Pour les millions de zeks, tout commença par l’arrestation ; un doigt dans l’engrenage de l'inhumaine mécanique du MVD (Ministerstvo Vnoutrennikh del [ministère de l’Intérieur]).
L’arrestation :
Comment fait-on pour gagner cet Archipel mystérieux ? Avion, train, bateau, à toute heure un moyen de transport est en marche qui y conduit, mais aucun d’eux ne porte une plaque de destination. Et les employés des guichets ou les agents des services de tourisme intérieur ou de l’Intourist seraient bien étonnés si vous leur demandiez un billet pour cet endroit-là. Aussi bien l’ensemble de l’Archipel que chacune de ses innombrables îles, ils ne les connaissent pas, ils n’en ont jamais entendu parler.
Ceux qui se rendent dans l’Archipel pour l’administrer passent par les écoles du MVD.
Ceux qui se rendent dans l’Archipel pour y être gardes-chiourme sont recrutés par les commissariats militaires.
Et ceux qui s’y rendent, comme vous et moi, pour y mourir, ami lecteur, pour ceux-là il n’est qu’une voie, obligatoire et unique, l’arrestation.
L’arrestation ! Est-il besoin de dire que c’est une cassure de toute votre vie ? un coup de tonnerre qui tombe de plein fouet sur vous ? un ébranlement moral insoutenable, auquel certains ne peuvent s’y faire, qui basculent dans la folie ?
Le monde recèle autant de centres qu’il compte d’êtres vivants. Chacun de nous est le centre du monde, et l’univers se fend en deux lorsqu’on vous jette dans un sifflement : «Vous êtes arrêté ! »
Si vraiment vous êtes, vous, arrêté, se peut-il que quelque chose ait tenu le coup dans ce tremblement de terre ?

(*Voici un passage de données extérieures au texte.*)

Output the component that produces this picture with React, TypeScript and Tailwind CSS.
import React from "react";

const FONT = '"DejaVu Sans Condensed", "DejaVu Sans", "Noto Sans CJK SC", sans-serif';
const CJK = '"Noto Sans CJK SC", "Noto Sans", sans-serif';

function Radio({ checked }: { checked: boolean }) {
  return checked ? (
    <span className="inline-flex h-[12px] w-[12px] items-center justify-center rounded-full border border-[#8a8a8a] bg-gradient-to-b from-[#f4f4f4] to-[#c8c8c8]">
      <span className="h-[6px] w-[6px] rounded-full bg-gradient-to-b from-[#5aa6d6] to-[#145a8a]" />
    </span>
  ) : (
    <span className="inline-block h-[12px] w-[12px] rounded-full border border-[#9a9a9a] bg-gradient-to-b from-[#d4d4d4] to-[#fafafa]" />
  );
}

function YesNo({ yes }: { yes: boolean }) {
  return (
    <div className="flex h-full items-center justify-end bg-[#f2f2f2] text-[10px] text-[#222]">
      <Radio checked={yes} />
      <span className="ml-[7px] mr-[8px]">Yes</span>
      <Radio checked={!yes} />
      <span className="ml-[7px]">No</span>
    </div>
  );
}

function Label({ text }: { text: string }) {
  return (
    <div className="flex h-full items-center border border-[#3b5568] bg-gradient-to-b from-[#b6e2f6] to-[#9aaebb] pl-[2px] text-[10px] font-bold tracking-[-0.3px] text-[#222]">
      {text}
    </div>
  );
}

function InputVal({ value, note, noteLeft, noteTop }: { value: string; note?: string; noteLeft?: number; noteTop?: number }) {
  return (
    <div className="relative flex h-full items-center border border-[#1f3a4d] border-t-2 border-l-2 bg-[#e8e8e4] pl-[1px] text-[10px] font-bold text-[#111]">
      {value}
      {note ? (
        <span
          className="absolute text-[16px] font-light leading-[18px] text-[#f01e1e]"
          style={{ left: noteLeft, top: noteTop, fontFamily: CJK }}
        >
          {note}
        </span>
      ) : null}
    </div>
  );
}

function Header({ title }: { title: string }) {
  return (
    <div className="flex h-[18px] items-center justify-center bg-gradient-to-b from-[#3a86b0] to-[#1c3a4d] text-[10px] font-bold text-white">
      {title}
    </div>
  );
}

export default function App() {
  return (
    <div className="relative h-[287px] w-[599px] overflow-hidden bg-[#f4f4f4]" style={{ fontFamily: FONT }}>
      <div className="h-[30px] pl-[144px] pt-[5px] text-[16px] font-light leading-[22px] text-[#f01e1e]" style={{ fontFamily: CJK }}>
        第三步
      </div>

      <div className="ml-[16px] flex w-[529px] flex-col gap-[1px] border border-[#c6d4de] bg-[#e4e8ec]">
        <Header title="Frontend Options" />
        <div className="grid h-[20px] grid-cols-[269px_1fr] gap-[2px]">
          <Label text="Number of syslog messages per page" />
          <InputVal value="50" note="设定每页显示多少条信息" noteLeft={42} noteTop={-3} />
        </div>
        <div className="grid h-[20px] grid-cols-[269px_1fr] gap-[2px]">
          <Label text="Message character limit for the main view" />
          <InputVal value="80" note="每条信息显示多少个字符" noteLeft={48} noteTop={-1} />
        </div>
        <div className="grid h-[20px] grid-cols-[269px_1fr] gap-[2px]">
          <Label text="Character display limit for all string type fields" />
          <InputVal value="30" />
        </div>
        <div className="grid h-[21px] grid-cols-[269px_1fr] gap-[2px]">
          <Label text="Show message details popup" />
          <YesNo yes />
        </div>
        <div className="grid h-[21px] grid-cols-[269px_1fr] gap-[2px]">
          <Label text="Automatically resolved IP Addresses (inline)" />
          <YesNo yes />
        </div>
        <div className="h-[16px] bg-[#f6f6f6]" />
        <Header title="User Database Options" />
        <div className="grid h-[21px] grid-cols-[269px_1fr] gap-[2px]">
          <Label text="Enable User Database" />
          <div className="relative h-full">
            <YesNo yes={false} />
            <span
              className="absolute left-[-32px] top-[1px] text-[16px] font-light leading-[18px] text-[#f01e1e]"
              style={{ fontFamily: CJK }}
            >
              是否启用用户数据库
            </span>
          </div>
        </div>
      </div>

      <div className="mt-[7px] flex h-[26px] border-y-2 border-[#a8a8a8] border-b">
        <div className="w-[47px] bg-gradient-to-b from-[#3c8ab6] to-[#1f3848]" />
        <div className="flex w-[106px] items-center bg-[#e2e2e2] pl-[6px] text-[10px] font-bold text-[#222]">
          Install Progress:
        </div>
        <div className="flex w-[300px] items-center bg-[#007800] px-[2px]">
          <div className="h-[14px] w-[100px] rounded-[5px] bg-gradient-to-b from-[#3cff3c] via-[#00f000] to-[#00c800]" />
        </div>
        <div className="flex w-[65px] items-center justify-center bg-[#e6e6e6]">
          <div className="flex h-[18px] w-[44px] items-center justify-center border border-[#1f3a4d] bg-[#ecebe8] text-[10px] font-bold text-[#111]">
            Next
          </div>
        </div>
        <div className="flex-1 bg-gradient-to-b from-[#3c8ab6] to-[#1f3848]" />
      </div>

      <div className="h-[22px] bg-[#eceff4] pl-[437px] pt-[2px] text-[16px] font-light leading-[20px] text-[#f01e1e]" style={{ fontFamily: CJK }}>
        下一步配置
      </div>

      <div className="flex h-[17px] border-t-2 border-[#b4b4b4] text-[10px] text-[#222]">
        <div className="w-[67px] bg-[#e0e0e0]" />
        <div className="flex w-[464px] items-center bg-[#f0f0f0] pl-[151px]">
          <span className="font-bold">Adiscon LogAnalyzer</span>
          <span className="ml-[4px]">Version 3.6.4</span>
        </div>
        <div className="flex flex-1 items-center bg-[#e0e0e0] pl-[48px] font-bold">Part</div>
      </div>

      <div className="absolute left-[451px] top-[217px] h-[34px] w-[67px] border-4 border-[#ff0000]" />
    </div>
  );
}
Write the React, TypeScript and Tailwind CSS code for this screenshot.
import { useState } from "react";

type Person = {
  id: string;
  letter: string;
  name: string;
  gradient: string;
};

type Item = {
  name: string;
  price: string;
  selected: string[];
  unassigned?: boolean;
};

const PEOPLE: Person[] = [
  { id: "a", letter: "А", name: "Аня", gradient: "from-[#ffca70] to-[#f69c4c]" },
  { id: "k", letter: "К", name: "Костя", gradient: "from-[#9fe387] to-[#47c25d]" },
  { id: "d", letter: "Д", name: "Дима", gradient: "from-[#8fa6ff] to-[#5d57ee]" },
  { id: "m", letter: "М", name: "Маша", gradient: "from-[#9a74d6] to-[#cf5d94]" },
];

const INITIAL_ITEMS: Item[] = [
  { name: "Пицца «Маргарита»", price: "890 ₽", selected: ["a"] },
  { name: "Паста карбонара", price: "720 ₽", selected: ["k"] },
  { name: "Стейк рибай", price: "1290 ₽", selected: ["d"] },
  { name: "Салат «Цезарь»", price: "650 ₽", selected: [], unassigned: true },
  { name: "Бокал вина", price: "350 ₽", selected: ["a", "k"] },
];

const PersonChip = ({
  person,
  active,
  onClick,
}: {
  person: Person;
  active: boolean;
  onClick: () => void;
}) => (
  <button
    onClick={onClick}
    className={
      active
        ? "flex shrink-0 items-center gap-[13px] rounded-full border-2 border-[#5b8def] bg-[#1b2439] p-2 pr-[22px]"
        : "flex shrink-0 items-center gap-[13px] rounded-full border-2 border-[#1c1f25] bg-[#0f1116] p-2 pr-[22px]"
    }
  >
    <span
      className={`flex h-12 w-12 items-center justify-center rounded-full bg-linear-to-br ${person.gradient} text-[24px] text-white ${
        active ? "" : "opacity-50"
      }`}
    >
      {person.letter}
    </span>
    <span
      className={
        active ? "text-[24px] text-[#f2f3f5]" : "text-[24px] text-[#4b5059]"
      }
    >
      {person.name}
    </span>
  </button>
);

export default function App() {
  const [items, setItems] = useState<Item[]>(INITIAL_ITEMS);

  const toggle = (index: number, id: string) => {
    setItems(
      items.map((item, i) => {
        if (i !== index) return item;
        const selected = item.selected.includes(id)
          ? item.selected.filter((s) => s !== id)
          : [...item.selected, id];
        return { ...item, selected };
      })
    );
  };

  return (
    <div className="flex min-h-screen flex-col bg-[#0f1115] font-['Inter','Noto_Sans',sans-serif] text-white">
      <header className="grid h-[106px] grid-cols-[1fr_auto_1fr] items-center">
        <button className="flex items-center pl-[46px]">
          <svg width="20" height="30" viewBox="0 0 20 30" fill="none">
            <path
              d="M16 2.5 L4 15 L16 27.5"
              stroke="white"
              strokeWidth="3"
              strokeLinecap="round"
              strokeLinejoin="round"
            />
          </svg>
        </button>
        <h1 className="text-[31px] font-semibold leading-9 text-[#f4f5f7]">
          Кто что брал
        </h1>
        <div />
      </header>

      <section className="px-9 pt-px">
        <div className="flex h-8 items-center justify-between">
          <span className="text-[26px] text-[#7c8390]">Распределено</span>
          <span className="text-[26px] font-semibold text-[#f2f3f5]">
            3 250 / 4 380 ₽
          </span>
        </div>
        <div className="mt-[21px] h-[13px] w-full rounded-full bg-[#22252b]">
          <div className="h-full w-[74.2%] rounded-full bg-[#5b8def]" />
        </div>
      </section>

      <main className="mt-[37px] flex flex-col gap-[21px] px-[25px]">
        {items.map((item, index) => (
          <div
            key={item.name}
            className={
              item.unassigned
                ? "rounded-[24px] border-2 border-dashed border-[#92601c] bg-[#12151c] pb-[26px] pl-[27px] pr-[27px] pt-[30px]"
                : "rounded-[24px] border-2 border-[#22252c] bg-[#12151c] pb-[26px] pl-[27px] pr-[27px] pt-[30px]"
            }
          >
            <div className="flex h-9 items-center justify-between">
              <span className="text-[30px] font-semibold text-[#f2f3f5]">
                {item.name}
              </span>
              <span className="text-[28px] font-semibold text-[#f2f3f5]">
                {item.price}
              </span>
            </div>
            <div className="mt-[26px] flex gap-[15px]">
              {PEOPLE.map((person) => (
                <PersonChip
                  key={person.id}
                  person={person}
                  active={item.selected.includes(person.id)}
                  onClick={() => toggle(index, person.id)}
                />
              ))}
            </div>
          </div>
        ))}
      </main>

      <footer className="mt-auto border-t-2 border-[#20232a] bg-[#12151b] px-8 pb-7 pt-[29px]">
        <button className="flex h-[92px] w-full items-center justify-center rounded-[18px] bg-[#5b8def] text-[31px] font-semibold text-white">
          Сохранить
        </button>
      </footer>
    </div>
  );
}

Mais, leur cerveau enténébré les rendant incapables de comprendre ces déformations de l’univers, les plus subtils comme les plus simplets d’entre nous restent bouche bée, et de l’expérience de toute une vie ne trouvent rien d’autre à extraire que : «Moi ?? Pourquoi ?? » - question répétée des millions et des millions de fois avant nous et qui n’a jamais reçu de réponse.
L’arrestation - en un instant, de façon stupéfiante, elle vous transporte, elle vous transplante, elle vous transmue d’un état dans un autre état.

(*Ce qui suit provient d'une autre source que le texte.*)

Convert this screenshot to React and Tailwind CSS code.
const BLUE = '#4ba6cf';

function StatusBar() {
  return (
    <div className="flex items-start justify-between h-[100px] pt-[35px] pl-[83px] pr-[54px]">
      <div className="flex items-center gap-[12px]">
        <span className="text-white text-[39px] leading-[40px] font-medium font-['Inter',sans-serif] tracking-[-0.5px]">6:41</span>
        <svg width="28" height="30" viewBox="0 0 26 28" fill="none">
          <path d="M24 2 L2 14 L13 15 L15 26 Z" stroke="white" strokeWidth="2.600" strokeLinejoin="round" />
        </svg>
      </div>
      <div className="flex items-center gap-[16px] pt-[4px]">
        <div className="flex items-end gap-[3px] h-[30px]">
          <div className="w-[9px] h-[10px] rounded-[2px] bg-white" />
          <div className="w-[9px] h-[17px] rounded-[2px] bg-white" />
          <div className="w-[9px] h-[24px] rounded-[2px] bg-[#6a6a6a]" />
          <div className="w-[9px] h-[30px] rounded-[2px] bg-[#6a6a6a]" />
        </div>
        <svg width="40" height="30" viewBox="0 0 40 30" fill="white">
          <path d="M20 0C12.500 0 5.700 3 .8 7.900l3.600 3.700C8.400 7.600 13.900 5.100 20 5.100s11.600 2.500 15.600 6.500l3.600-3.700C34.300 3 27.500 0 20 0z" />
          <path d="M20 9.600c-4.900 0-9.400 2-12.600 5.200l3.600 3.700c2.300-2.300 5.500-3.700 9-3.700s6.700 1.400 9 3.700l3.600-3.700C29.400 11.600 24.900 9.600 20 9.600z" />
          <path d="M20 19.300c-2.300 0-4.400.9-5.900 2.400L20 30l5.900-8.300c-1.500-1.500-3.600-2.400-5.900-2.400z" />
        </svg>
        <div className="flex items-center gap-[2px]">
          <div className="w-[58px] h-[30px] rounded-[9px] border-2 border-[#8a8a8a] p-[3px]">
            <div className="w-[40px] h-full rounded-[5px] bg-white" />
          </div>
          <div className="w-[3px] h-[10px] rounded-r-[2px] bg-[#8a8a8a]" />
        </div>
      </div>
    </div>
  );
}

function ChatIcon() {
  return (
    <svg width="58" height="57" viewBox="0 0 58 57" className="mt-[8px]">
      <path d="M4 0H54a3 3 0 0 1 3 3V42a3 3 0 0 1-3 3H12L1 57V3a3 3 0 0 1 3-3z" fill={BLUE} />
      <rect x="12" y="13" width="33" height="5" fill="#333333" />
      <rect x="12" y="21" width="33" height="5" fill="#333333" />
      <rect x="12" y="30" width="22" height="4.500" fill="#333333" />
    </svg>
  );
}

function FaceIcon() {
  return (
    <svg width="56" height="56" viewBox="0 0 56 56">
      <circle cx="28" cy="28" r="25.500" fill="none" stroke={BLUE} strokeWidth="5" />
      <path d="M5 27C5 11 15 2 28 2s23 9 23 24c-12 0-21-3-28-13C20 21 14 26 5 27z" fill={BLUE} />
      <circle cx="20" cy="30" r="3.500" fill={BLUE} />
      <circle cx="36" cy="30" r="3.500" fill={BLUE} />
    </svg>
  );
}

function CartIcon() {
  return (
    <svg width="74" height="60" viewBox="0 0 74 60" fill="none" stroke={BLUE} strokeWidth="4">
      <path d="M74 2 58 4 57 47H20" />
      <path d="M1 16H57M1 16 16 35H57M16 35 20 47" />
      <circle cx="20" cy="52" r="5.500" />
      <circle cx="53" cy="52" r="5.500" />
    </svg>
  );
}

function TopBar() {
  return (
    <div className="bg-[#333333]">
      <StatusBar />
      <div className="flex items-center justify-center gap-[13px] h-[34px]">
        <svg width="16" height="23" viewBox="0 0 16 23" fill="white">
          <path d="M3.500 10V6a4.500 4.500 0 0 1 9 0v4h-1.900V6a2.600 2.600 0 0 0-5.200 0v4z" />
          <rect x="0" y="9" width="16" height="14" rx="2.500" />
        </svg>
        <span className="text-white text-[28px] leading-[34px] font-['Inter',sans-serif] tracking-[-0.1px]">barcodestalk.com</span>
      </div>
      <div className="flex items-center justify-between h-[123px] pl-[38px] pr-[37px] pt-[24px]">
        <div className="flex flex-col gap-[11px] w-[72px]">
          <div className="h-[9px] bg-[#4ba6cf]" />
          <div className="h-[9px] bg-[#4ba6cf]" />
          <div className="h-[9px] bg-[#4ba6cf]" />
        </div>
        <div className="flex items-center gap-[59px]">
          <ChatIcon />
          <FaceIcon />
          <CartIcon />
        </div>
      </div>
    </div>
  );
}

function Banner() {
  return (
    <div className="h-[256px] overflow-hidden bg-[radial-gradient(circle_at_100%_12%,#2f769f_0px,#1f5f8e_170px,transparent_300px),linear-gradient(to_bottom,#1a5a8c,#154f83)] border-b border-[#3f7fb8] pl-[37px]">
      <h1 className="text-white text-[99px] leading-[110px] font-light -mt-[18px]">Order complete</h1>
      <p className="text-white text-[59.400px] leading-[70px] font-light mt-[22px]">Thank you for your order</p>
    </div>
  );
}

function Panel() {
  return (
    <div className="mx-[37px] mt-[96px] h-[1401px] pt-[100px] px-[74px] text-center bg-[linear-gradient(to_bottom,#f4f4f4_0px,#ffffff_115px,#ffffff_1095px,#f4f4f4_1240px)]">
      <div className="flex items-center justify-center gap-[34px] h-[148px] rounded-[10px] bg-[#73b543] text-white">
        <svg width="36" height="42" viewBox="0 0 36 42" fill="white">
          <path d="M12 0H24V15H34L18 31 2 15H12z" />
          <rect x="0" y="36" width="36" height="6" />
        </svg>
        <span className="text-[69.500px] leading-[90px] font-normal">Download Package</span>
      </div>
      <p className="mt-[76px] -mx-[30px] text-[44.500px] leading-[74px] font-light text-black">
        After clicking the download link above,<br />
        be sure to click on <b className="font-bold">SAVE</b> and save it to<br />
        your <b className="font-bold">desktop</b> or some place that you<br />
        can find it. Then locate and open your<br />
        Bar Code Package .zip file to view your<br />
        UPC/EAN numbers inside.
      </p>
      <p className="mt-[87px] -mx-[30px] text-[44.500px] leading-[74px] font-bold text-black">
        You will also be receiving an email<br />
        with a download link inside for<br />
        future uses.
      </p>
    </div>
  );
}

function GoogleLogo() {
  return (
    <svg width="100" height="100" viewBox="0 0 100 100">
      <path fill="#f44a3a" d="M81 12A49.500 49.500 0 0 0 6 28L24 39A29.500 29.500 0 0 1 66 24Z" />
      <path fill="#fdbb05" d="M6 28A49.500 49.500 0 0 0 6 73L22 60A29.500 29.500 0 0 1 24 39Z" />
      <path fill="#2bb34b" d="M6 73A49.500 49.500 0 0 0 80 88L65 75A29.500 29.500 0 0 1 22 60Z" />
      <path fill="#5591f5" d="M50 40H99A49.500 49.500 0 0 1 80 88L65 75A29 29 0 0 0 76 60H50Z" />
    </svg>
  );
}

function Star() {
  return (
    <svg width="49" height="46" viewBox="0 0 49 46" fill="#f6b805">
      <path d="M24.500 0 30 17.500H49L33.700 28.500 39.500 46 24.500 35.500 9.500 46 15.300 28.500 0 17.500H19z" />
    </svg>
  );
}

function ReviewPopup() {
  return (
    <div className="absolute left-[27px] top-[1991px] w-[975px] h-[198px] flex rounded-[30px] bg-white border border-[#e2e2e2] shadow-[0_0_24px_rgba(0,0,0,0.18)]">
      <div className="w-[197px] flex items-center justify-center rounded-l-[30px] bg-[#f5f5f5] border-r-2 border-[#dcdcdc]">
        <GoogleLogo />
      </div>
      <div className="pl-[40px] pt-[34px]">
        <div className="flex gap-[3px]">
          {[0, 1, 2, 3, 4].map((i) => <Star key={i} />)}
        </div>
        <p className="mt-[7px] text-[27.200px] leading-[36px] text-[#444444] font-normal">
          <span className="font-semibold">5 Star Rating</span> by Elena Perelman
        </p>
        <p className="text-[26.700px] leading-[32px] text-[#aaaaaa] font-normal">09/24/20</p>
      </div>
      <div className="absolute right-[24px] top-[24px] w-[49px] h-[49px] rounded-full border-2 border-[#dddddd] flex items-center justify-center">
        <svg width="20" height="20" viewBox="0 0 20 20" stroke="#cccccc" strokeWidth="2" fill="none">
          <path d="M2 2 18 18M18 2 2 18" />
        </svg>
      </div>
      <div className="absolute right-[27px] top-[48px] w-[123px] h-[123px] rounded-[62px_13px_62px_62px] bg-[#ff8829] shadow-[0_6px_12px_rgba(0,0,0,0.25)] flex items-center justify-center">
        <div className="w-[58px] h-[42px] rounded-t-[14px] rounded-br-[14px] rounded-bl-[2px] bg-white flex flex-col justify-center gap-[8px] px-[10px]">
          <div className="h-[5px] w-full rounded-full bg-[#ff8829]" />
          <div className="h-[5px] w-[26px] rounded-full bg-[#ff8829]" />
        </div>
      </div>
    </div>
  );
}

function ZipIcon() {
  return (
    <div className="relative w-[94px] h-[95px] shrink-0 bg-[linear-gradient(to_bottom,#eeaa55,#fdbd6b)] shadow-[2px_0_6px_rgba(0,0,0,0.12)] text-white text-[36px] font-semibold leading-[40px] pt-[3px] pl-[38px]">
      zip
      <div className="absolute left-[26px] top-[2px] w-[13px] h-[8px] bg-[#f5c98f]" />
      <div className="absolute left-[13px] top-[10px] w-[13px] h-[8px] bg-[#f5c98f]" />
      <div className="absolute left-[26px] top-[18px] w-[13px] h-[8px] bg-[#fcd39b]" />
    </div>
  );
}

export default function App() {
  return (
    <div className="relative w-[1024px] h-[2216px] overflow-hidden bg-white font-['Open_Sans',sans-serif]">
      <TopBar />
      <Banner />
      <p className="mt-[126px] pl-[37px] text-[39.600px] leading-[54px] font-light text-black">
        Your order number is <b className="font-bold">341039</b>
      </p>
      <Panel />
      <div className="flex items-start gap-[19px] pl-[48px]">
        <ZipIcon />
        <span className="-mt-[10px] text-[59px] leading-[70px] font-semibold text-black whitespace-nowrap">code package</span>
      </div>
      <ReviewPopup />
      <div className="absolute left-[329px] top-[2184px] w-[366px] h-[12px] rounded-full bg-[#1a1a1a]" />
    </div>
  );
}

Tout au long de cette rue tortueuse qu’est notre vie, filant d’un cœur allègre ou nous traînant comme une âme en peine, il nous est arrivé maintes et maintes fois de passer devant des palissades et des palissades et encore des palissades - palis de bois pourri, murettes de pisé, enceinte de béton ou de fonte. Nous ne nous étions jamais demandé ce qu’il y avait derrière. Ni physiquement, par l’œil, ni intellectuellement, nous n’avions jamais tenté de regarder de l’autre côté ; or c’est là justement que commence le pays du GOULAG, sous notre nez, à deux pas. Autre chose encore avec ces palissades : nous n’y avions jamais remarqué la présence, en quantité innombrables, de portillons, de portes basses solidement ajustées, soigneusement camouflées. Eh bien, ces portes, toutes ces portes, c’est à notre intention qu’elles étaient préparées, et voici que l’une d’elles, fatidique, vient de s’ouvrir toute grande, cependant que quatre mains d’hommes, quatre mains blanches qui n’ont pas l’habitude du travail, mais des mains préhensiles, nous agrippent par la jambe, par le bras, par le col, par la chapka, par l’oreille, elles nous balancent à l’intérieur comme un sac, tandis que la porte dans notre dos, la porte qui donnait sur notre vie passée, est claquée sur nous pour toujours.
Terminé. Arrêté. Vous êtes arrêté !
Et rien, vous ne trouverez toujours r-r-rien d’autre à répondre que ce bêlement d’agneau :
«Moi ?? Pourquoi ??»
…
Voila comment il écrit le vieux zek Soljénitsyne. Il t'interpelle, toi, son ami lecteur, il te fait des clins d’oeil, tout en continuant à nous traîner dans l’horreur et l’iniquité de ce moment russe.
Nous voila parti dans un monstrueux voyage au coeur du Goulag.
Le tome 1 est divisé en deux parties :
I. L’industrie pénitentiaire
II. Le mouvement perpétuel
Outre “l’arrestation”, nous subirons “l’instruction” (pas glop-pas glop, les caves de la Loubianka ! ). Puis petit rappel historique de toutes les lois qui régirent cet enfer, déjà élaborées dès 1918 par Lénine et Trotski, et qui trouvèrent un formidable démiurge avec l’Ogre Rouge du Kremlin. Nous découvrirons aussi toutes les subtilités de l’article 58 du code pénal (1927), nous ferons relâche dans les ports de l’Archipel non sans avoir goûté aux atroces façons de voyager d’une île à l’autre !
Un texte terrible et passionnant.
Ça fait très peur...
Alexandre Soljenitsyne, lors de son incarcération, en 1946.